Task to carry out
Copy exactly, and only, the lines below from the first through the one containing "import React from", both included; pictures are omitted.

Dataset extract
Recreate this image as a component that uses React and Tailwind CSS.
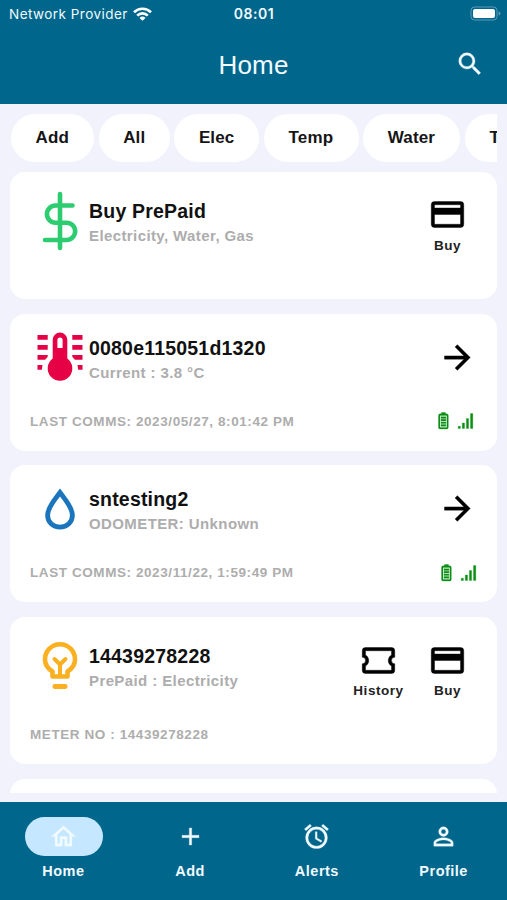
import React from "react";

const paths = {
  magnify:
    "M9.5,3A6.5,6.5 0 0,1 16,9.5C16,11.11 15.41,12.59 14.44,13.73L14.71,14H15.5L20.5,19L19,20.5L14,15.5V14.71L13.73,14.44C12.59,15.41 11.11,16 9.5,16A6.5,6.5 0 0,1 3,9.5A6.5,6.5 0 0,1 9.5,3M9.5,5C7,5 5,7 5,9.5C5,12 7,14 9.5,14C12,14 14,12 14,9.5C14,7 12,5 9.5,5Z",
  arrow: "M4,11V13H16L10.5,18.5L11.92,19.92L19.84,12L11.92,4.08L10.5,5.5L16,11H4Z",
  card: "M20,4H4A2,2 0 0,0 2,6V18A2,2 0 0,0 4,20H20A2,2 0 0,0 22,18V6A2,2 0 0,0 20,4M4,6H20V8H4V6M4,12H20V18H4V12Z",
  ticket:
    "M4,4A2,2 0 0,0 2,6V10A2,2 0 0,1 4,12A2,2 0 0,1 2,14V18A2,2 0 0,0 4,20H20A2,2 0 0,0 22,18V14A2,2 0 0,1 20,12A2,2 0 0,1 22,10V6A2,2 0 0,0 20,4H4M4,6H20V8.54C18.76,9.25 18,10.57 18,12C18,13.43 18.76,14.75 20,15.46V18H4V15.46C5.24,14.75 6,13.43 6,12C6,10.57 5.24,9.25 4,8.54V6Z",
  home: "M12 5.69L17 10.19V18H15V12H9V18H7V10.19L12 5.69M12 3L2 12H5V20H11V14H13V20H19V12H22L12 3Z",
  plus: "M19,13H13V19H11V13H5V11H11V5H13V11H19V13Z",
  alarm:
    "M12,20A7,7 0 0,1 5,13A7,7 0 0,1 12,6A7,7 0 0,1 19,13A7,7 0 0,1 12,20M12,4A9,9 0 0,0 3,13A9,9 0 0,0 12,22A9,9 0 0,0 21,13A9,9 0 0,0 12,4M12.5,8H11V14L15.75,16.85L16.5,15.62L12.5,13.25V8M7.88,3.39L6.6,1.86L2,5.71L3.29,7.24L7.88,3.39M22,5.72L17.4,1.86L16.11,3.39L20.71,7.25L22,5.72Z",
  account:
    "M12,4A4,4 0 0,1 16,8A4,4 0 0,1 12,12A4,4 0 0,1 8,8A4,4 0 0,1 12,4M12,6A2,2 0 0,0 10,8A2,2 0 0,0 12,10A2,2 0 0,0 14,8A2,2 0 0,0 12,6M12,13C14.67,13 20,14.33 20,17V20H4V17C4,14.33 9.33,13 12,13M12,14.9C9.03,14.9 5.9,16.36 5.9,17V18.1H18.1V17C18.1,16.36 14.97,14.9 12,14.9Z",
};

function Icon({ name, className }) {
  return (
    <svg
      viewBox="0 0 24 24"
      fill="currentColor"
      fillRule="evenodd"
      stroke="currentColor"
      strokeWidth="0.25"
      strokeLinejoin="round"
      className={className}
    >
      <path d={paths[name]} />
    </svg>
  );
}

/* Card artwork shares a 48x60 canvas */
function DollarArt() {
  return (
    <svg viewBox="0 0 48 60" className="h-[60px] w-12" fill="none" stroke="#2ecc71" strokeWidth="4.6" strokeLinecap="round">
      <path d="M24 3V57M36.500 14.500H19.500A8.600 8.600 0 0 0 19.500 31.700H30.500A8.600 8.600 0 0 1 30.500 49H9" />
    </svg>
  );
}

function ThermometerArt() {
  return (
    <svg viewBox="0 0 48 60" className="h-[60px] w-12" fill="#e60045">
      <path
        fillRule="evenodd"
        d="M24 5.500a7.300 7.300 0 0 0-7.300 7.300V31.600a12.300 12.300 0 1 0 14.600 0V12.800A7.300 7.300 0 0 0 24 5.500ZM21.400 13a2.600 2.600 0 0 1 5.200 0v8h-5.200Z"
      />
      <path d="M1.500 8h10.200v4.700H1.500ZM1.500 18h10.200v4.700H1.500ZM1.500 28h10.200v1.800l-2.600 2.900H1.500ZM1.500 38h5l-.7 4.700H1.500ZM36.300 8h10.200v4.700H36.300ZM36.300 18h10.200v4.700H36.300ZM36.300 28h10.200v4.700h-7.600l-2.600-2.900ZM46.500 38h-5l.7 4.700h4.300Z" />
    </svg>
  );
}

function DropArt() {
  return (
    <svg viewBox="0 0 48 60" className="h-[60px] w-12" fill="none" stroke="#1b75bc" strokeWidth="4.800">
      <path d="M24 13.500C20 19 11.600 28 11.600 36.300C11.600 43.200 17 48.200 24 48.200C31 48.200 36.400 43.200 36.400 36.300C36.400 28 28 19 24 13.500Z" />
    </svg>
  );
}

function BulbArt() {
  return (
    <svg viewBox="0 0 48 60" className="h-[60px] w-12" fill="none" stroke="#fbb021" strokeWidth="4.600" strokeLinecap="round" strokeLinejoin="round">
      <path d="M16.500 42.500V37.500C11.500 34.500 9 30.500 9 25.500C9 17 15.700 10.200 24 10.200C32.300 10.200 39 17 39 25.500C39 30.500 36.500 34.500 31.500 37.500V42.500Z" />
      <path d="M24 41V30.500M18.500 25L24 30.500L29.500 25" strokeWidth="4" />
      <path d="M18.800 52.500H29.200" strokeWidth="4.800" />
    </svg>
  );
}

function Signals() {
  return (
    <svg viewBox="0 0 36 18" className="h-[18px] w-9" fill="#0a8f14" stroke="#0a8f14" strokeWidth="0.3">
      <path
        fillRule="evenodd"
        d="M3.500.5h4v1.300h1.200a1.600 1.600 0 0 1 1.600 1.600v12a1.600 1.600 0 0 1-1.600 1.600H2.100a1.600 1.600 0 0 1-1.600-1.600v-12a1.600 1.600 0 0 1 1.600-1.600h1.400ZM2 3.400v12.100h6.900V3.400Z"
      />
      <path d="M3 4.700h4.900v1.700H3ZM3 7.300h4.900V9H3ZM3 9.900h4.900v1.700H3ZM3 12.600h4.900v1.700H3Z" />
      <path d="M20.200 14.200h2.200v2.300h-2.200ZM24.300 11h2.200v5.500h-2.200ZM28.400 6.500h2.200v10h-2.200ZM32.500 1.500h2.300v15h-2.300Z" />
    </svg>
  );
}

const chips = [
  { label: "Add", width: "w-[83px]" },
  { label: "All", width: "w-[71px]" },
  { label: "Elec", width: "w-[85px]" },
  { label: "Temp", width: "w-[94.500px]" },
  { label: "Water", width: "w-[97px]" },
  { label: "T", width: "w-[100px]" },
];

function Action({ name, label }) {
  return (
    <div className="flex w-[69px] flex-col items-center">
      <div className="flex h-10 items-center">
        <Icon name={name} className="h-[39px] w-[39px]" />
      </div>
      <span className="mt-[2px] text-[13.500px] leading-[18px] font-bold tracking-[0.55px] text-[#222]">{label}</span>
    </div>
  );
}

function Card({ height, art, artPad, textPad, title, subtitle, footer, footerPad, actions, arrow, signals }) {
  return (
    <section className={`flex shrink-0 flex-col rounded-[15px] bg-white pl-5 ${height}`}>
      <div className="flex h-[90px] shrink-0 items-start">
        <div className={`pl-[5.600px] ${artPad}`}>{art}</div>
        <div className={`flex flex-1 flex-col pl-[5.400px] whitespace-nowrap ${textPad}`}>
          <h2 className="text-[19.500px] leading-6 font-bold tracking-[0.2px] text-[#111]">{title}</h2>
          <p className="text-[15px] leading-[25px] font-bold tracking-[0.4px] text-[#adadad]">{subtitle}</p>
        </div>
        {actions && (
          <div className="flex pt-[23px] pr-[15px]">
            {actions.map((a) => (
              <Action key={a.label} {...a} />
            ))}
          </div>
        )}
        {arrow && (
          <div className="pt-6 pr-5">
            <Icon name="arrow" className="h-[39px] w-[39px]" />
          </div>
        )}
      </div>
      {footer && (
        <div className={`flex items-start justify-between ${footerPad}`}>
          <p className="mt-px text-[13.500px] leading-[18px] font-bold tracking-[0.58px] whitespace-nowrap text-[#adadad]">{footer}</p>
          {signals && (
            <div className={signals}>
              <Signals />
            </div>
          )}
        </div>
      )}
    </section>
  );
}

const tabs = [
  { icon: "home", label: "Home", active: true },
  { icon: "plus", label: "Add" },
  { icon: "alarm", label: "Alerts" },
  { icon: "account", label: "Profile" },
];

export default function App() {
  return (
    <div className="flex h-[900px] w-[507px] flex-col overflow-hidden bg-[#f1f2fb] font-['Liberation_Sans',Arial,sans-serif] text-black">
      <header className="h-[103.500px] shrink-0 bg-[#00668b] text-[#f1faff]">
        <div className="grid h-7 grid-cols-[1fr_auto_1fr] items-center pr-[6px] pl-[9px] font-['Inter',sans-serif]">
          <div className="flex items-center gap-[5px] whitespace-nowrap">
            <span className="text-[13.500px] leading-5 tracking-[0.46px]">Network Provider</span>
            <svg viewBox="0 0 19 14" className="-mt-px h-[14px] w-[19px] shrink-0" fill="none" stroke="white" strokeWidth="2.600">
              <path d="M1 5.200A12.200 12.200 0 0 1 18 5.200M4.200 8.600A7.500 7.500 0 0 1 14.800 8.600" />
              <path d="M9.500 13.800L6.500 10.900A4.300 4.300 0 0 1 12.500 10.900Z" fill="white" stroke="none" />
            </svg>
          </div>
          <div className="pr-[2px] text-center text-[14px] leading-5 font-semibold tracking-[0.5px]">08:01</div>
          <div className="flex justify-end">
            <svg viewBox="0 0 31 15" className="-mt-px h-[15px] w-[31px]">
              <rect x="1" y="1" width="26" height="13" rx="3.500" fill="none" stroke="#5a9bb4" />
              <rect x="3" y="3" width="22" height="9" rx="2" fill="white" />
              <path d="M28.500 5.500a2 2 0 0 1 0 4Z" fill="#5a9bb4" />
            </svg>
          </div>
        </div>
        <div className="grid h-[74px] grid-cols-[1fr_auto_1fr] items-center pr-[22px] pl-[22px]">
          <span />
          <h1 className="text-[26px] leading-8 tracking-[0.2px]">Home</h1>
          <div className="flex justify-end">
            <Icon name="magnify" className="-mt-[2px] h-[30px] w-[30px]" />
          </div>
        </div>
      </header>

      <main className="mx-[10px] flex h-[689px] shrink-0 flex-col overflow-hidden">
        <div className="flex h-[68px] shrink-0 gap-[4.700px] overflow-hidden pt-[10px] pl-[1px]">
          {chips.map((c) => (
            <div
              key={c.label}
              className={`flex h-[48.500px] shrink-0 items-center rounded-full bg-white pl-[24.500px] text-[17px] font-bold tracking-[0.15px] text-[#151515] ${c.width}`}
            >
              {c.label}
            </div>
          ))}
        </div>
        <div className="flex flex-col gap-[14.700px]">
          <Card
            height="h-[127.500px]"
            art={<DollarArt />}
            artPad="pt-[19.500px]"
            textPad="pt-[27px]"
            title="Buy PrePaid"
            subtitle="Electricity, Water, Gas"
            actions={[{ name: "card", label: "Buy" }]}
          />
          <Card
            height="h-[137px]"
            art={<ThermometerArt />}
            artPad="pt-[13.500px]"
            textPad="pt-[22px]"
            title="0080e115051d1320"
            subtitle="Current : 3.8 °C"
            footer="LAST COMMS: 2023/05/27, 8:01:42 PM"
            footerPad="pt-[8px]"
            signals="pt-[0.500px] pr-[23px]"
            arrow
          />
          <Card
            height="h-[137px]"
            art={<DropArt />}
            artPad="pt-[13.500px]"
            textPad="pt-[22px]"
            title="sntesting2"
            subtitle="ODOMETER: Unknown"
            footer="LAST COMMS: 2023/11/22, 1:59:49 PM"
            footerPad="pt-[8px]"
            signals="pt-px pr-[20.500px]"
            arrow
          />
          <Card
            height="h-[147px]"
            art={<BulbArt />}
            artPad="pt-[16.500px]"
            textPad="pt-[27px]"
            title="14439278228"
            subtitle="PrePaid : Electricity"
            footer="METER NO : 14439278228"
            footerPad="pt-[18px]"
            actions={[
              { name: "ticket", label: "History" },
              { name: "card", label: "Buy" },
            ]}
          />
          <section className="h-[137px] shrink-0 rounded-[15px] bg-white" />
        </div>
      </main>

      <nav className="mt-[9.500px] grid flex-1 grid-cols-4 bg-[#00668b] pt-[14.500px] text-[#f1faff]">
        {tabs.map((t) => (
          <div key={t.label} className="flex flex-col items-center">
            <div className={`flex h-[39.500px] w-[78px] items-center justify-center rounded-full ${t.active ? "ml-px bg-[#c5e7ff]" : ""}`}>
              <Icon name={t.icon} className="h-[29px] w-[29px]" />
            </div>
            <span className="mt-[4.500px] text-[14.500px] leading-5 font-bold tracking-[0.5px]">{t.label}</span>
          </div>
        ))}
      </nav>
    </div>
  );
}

Exercise solution
Recreate this image as a component that uses React and Tailwind CSS.
import React from "react";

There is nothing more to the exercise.